## start Material

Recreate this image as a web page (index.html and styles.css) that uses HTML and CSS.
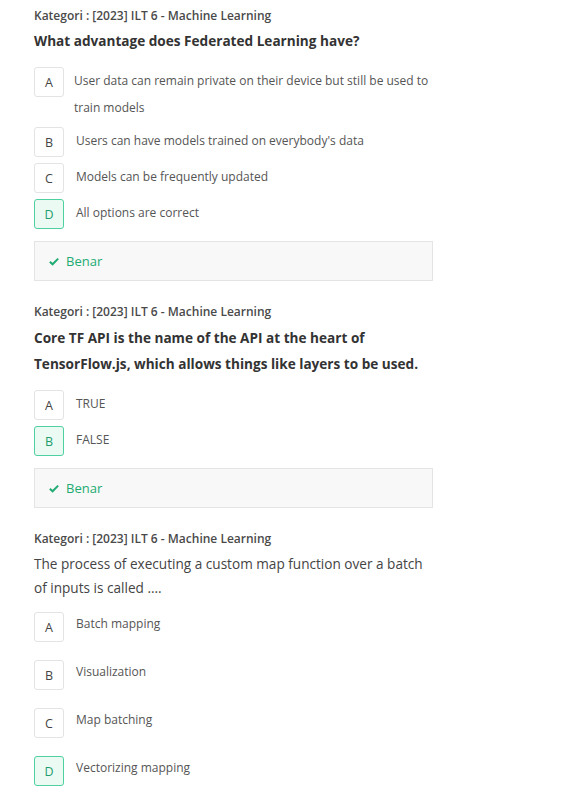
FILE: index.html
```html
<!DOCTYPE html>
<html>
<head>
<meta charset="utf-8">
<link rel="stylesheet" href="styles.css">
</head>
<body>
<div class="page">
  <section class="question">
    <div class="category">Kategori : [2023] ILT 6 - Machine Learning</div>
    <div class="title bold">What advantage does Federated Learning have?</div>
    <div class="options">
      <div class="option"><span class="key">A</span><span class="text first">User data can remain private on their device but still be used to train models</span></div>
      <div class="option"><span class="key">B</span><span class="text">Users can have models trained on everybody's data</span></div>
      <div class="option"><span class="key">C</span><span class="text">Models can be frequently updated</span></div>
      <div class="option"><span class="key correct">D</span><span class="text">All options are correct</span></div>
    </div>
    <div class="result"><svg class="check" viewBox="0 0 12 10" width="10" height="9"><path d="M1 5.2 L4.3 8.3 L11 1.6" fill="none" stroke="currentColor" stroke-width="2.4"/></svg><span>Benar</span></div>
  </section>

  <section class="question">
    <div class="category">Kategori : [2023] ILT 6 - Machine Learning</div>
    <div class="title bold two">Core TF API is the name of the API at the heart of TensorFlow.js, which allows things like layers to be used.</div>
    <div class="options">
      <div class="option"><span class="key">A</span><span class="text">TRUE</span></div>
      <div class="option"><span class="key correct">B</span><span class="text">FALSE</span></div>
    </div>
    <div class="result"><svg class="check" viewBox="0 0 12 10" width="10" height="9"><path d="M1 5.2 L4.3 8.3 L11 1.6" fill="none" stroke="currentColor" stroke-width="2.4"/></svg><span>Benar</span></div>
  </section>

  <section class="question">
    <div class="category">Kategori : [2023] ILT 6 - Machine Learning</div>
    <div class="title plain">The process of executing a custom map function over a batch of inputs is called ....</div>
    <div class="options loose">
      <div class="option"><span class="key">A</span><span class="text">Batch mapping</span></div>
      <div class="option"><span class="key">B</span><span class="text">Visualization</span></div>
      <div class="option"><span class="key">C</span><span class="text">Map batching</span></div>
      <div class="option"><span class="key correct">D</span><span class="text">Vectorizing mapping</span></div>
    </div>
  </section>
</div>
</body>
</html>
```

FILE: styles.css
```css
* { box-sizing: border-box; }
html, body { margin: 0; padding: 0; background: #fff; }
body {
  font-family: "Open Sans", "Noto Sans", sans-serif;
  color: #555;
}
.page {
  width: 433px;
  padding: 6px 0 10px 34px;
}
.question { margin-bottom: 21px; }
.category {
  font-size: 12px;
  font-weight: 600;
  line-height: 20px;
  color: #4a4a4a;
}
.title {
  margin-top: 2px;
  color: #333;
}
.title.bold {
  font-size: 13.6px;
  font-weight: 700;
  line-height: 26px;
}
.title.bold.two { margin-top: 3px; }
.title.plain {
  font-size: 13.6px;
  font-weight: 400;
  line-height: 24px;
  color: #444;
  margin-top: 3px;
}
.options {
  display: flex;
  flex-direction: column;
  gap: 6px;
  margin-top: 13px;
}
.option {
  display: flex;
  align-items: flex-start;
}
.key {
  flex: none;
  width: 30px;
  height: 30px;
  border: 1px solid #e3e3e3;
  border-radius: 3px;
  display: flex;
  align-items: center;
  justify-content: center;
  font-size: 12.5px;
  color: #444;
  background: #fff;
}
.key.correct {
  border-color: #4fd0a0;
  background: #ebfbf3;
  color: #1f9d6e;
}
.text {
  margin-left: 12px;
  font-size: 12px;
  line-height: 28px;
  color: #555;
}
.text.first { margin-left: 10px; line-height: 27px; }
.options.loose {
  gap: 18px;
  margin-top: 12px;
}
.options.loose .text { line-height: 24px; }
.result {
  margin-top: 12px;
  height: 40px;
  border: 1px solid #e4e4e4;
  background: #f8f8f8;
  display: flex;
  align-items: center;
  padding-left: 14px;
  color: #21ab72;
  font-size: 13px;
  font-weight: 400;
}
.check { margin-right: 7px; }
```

## end Material

Exercise instructions: In your copy of the listing above, reproduce each line exactly and omit all pictures.

Final result:
Recreate this image as a web page (index.html and styles.css) that uses HTML and CSS.
FILE: index.html
```html
<!DOCTYPE html>
<html>
<head>
<meta charset="utf-8">
<link rel="stylesheet" href="styles.css">
</head>
<body>
<div class="page">
  <section class="question">
    <div class="category">Kategori : [2023] ILT 6 - Machine Learning</div>
    <div class="title bold">What advantage does Federated Learning have?</div>
    <div class="options">
      <div class="option"><span class="key">A</span><span class="text first">User data can remain private on their device but still be used to train models</span></div>
      <div class="option"><span class="key">B</span><span class="text">Users can have models trained on everybody's data</span></div>
      <div class="option"><span class="key">C</span><span class="text">Models can be frequently updated</span></div>
      <div class="option"><span class="key correct">D</span><span class="text">All options are correct</span></div>
    </div>
    <div class="result"><svg class="check" viewBox="0 0 12 10" width="10" height="9"><path d="M1 5.2 L4.3 8.3 L11 1.6" fill="none" stroke="currentColor" stroke-width="2.4"/></svg><span>Benar</span></div>
  </section>

  <section class="question">
    <div class="category">Kategori : [2023] ILT 6 - Machine Learning</div>
    <div class="title bold two">Core TF API is the name of the API at the heart of TensorFlow.js, which allows things like layers to be used.</div>
    <div class="options">
      <div class="option"><span class="key">A</span><span class="text">TRUE</span></div>
      <div class="option"><span class="key correct">B</span><span class="text">FALSE</span></div>
    </div>
    <div class="result"><svg class="check" viewBox="0 0 12 10" width="10" height="9"><path d="M1 5.2 L4.3 8.3 L11 1.6" fill="none" stroke="currentColor" stroke-width="2.4"/></svg><span>Benar</span></div>
  </section>

  <section class="question">
    <div class="category">Kategori : [2023] ILT 6 - Machine Learning</div>
    <div class="title plain">The process of executing a custom map function over a batch of inputs is called ....</div>
    <div class="options loose">
      <div class="option"><span class="key">A</span><span class="text">Batch mapping</span></div>
      <div class="option"><span class="key">B</span><span class="text">Visualization</span></div>
      <div class="option"><span class="key">C</span><span class="text">Map batching</span></div>
      <div class="option"><span class="key correct">D</span><span class="text">Vectorizing mapping</span></div>
    </div>
  </section>
</div>
</body>
</html>
```

FILE: styles.css
```css
* { box-sizing: border-box; }
html, body { margin: 0; padding: 0; background: #fff; }
body {
  font-family: "Open Sans", "Noto Sans", sans-serif;
  color: #555;
}
.page {
  width: 433px;
  padding: 6px 0 10px 34px;
}
.question { margin-bottom: 21px; }
.category {
  font-size: 12px;
  font-weight: 600;
  line-height: 20px;
  color: #4a4a4a;
}
.title {
  margin-top: 2px;
  color: #333;
}
.title.bold {
  font-size: 13.6px;
  font-weight: 700;
  line-height: 26px;
}
.title.bold.two { margin-top: 3px; }
.title.plain {
  font-size: 13.6px;
  font-weight: 400;
  line-height: 24px;
  color: #444;
  margin-top: 3px;
}
.options {
  display: flex;
  flex-direction: column;
  gap: 6px;
  margin-top: 13px;
}
.option {
  display: flex;
  align-items: flex-start;
}
.key {
  flex: none;
  width: 30px;
  height: 30px;
  border: 1px solid #e3e3e3;
  border-radius: 3px;
  display: flex;
  align-items: center;
  justify-content: center;
  font-size: 12.5px;
  color: #444;
  background: #fff;
}
.key.correct {
  border-color: #4fd0a0;
  background: #ebfbf3;
  color: #1f9d6e;
}
.text {
  margin-left: 12px;
  font-size: 12px;
  line-height: 28px;
  color: #555;
}
.text.first { margin-left: 10px; line-height: 27px; }
.options.loose {
  gap: 18px;
  margin-top: 12px;
}
.options.loose .text { line-height: 24px; }
.result {
  margin-top: 12px;
  height: 40px;
  border: 1px solid #e4e4e4;
  background: #f8f8f8;
  display: flex;
  align-items: center;
  padding-left: 14px;
  color: #21ab72;
  font-size: 13px;
  font-weight: 400;
}
.check { margin-right: 7px; }
```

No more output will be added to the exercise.